From the first line of the data below, copy each line up to the one containing "h-[78px] pb-[3px] bg-white", and include that line too.

*** DATASET RECORDS

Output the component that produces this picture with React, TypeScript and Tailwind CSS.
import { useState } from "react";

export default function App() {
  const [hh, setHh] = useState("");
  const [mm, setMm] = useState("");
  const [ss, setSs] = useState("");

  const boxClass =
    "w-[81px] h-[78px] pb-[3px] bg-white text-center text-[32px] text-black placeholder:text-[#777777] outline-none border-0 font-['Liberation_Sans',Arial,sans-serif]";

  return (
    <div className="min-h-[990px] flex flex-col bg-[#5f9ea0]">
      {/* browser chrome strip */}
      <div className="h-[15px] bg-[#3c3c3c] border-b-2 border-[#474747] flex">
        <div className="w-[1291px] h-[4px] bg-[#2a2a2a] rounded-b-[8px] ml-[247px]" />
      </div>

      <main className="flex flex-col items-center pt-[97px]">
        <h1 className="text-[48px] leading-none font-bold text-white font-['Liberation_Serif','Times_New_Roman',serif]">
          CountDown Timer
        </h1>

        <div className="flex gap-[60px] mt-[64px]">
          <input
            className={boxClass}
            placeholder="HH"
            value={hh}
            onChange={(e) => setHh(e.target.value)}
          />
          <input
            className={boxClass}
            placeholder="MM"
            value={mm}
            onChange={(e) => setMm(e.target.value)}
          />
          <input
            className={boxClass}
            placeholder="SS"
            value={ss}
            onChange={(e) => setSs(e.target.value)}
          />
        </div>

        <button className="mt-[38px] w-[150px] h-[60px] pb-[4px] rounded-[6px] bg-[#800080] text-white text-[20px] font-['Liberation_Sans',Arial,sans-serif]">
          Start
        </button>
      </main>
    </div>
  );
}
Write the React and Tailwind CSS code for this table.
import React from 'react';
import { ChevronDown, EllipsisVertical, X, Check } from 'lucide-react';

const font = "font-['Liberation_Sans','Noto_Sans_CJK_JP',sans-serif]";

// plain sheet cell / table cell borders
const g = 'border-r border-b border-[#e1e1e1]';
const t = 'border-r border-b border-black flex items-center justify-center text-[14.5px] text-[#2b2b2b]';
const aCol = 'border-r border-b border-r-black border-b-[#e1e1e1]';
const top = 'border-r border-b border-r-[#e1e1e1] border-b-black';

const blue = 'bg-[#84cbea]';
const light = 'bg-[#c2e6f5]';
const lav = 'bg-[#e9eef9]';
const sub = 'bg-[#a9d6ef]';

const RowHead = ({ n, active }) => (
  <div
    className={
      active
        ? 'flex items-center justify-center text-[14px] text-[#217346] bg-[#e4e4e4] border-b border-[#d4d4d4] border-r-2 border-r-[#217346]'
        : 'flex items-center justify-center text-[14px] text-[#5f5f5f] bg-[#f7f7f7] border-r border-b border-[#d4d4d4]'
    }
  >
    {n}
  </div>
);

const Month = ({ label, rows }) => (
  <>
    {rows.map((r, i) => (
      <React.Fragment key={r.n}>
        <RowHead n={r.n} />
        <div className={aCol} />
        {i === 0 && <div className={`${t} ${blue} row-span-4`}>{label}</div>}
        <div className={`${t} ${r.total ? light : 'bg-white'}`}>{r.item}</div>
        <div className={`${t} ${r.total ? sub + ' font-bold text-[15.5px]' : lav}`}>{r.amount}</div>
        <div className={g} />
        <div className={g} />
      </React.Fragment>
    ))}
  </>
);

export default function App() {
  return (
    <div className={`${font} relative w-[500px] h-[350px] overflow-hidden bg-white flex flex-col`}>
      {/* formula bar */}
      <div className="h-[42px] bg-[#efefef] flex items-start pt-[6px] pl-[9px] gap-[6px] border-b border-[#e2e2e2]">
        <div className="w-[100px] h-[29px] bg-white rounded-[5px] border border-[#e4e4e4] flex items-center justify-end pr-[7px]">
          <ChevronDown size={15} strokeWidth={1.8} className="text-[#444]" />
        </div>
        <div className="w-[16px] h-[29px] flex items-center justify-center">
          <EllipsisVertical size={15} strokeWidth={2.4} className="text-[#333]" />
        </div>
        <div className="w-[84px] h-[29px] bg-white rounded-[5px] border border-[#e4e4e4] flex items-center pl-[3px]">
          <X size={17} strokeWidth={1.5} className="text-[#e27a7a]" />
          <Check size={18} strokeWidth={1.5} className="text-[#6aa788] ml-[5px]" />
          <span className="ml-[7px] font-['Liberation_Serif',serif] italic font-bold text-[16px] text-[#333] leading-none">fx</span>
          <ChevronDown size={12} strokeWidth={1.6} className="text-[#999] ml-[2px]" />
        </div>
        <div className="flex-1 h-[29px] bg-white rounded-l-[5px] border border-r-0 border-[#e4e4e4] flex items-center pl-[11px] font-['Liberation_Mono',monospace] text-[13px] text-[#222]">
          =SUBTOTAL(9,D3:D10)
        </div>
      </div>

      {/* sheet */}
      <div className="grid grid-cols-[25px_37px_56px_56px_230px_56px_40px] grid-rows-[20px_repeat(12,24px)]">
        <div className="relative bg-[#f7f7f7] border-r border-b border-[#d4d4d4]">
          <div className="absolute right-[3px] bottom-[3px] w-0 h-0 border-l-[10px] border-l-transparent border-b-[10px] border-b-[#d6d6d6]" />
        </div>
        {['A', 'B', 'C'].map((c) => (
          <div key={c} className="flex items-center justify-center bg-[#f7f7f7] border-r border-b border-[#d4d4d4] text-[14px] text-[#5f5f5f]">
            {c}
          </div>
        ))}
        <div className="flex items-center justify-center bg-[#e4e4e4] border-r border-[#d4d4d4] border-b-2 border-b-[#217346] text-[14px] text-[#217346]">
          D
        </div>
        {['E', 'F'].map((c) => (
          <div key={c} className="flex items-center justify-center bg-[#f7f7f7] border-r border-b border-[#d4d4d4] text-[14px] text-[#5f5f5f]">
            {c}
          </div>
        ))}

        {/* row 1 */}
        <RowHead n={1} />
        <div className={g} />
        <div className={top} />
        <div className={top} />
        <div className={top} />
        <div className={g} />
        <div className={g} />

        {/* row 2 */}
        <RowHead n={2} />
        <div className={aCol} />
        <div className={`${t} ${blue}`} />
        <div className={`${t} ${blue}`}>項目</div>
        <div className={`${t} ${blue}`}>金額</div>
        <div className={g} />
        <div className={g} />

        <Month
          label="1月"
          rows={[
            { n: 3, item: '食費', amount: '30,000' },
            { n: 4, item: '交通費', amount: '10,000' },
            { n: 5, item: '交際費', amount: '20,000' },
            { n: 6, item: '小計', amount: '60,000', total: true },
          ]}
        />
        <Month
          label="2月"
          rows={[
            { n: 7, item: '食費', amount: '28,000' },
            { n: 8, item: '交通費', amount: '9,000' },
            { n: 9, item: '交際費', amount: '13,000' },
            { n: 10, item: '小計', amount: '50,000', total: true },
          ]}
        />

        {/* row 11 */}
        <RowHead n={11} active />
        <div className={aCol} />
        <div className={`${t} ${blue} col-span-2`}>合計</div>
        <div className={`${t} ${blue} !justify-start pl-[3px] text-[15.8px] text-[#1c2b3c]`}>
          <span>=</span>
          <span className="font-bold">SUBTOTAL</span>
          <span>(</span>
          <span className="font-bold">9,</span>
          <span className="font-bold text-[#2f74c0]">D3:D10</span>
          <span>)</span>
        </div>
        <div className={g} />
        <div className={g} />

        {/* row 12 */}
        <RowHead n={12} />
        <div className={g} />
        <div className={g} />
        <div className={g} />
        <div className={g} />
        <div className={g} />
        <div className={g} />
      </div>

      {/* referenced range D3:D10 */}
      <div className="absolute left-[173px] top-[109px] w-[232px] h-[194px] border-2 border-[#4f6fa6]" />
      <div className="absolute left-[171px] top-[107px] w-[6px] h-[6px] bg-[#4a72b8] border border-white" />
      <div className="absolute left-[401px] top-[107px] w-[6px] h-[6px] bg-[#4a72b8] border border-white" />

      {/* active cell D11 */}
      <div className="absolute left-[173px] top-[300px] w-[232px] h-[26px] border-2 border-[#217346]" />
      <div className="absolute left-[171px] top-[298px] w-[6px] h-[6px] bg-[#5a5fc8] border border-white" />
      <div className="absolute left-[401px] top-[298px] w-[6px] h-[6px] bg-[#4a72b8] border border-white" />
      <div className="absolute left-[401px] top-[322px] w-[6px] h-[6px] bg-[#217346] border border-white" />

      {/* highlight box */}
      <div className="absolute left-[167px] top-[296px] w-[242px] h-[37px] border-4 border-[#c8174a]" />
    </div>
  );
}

******

> _RESULT OF THIS EXERCISE_:
Output the component that produces this picture with React, TypeScript and Tailwind CSS.
import { useState } from "react";

export default function App() {
  const [hh, setHh] = useState("");
  const [mm, setMm] = useState("");
  const [ss, setSs] = useState("");

  const boxClass =
    "w-[81px] h-[78px] pb-[3px] bg-white text-center text-[32px] text-black placeholder:text-[#777777] outline-none border-0 font-['Liberation_Sans',Arial,sans-serif]";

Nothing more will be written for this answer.